There is also a sus2 chord, which would be a plain old major or minor chord with a 2nd in there, such as C - D - E - G. As with the sus4, the sus2 wants to resolve down, so the example chord would resolve to C - E -G.
You also tend to see lots of sus chords when there are chord progressions with open strings.

Hope that helps!

workrelease
01-12-2007, 09:42 AM
Thanks a lot Peter!!

Jo
01-22-2007, 07:51 AM
Nicely put Peter. Even I understood it clearly! :dude:

redmax61
01-22-2007, 08:34 AM
Yup, same here, and I'm not that smart when it comes to music theory.
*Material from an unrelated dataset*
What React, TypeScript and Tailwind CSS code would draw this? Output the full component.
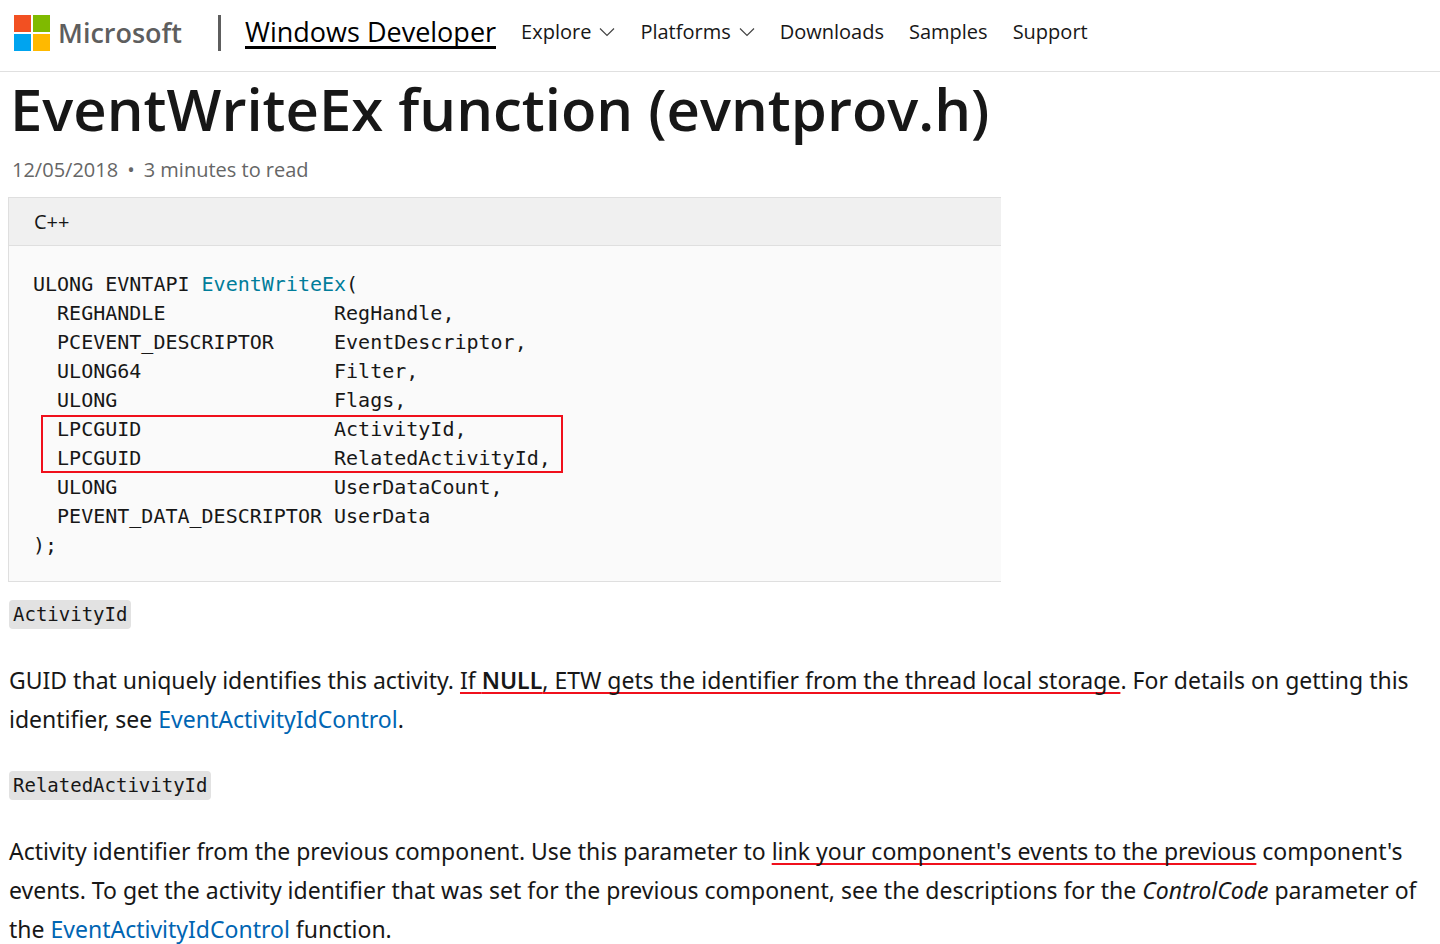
import React from 'react';

const navItems = [
  { label: 'Explore', menu: true },
  { label: 'Platforms', menu: true },
  { label: 'Downloads', menu: false },
  { label: 'Samples', menu: false },
  { label: 'Support', menu: false },
];

const params = [
  { type: 'REGHANDLE', name: 'RegHandle,' },
  { type: 'PCEVENT_DESCRIPTOR', name: 'EventDescriptor,' },
  { type: 'ULONG64', name: 'Filter,' },
  { type: 'ULONG', name: 'Flags,' },
  { type: 'LPCGUID', name: 'ActivityId,' },
  { type: 'LPCGUID', name: 'RelatedActivityId,' },
  { type: 'ULONG', name: 'UserDataCount,' },
  { type: 'PEVENT_DATA_DESCRIPTOR', name: 'UserData' },
];

const formatLines = (from: number, to: number) =>
  params.slice(from, to).map((p) => `  ${p.type.padEnd(23)}${p.name}`).join('\n');

const MicrosoftLogo = () => (
  <svg className="w-9 h-9 shrink-0" viewBox="0 0 36 36" aria-hidden="true">
    <path fill="#f25022" d="M0 0h17v17H0z" />
    <path fill="#7fba00" d="M19 0h17v17H19z" />
    <path fill="#00a4ef" d="M0 19h17v17H0z" />
    <path fill="#ffb900" d="M19 19h17v17H19z" />
  </svg>
);

const Chevron = () => (
  <svg className="w-4 h-4" viewBox="0 0 16 16" fill="none" stroke="#444" strokeWidth="1.2" aria-hidden="true">
    <path d="M1 4.5l7 7 7-7" />
  </svg>
);

const ParamName = ({ children }: { children: React.ReactNode }) => (
  <div className="flex">
    <code className="font-['DejaVu_Sans_Mono','Liberation_Mono',monospace] text-[19px] leading-[29px] bg-[#e2e2e2] rounded px-1">{children}</code>
  </div>
);

const Marked = ({ children }: { children: React.ReactNode }) => (
  <span className="underline decoration-[#f0101c] decoration-2 underline-offset-[3px] [text-decoration-skip-ink:none]">{children}</span>
);

const DocLink = () => (
  <a href="#event-activity-id-control" className="text-[#0065b3]">EventActivityIdControl</a>
);

const App: React.FC = () => {
  return (
    <div className="bg-white text-[#171717] font-['Open_Sans','Noto_Sans',sans-serif]">
      <header className="flex items-center h-[72px] pl-[14px] pb-[5px] border-b border-[#e0e0e0]">
        <a href="#microsoft" className="flex items-center gap-2">
          <MicrosoftLogo />
          <span className="text-[27px] leading-9 font-semibold text-[#5e5e5e]">Microsoft</span>
        </a>
        <div className="w-[3px] h-9 ml-9 mr-6 bg-[#5e5e5e]" />
        <a href="#windows-developer" className="text-[27px] leading-[29px] font-medium text-black border-b-[3px] border-black">
          Windows Developer
        </a>
        <nav className="flex items-center gap-[25px] ml-[25px] pb-[2px] text-xl">
          {navItems.map((item) =>
            item.menu ? (
              <button key={item.label} className="flex items-center gap-2">
                {item.label}
                <Chevron />
              </button>
            ) : (
              <a key={item.label} href={`#${item.label.toLowerCase()}`}>{item.label}</a>
            )
          )}
        </nav>
      </header>

      <main className="px-2">
        <h1 className="text-[58px] leading-[74px] font-semibold px-[2px]">EventWriteEx function (evntprov.h)</h1>
        <p className="flex gap-[9px] px-1 mt-[10px] text-xl leading-7 text-[#666]">
          <span>12/05/2018</span>
          <span>•</span>
          <span>3 minutes to read</span>
        </p>

        <section className="max-w-[993px] mt-[13px] border border-r-0 border-[#dfdfdf] bg-[#fafafa]">
          <div className="px-[25px] text-xl leading-[47px] bg-[#f0f0f0] border-b border-[#dfdfdf]">C++</div>
          <div className="px-6 pt-6 pb-[21px] font-['DejaVu_Sans_Mono','Liberation_Mono',monospace] text-[20px] leading-[29px]">
            <pre className="font-[inherit]">
              ULONG EVNTAPI <span className="text-[#007d9a]">EventWriteEx</span>(
            </pre>
            <pre className="font-[inherit]">{formatLines(0, 4)}</pre>
            <div className="relative">
              <pre className="font-[inherit]">{formatLines(4, 6)}</pre>
              <div className="absolute inset-y-0 left-2 w-[522px] border-2 border-[#f0101c]" />
            </div>
            <pre className="font-[inherit]">{formatLines(6, 8)}</pre>
            <pre className="font-[inherit]">);</pre>
          </div>
        </section>

        <section className="mt-[18px] pl-px text-[23px] leading-[39px] font-['Noto_Sans','Open_Sans',sans-serif]">
          <ParamName>ActivityId</ParamName>
          <p className="mt-8 mb-8">
            GUID that uniquely identifies this activity. <Marked>If <strong className="font-semibold">NULL</strong>, ETW gets the identifier from the thread local storage</Marked>. For details on getting this identifier, see <DocLink />.
          </p>
          <ParamName>RelatedActivityId</ParamName>
          <p className="mt-8">
            Activity identifier from the previous component. Use this parameter to <Marked>link your component's events to the previous</Marked> component's events. To get the activity identifier that was set for the previous component, see the descriptions for the <em>ControlCode</em> parameter of the <DocLink /> function.
          </p>
        </section>
      </main>
    </div>
  );
};

export default App;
I do know that back in the day Alex Lifeson used a lot of suspended chords to kind of liven things up.

Dancing Frog
02-06-2007, 04:46 PM
Just an additional note. The majestic sounding sus2 went though a period of time where it was popularly known in musical notation as the add9 or /9 chord although technically they are not the same. The add9 is 1-3-5-9 with sus2 being 1-2-3-5. The 2 and 9 are just same note an octave apart. Also, by the same logic, one could say that the sus4 is an add11 and the 6 is an add13, but those names have never caught on.

matrisequencer
02-07-2007, 04:45 AM
Great thread, thanks ! Even understandable for non-natives.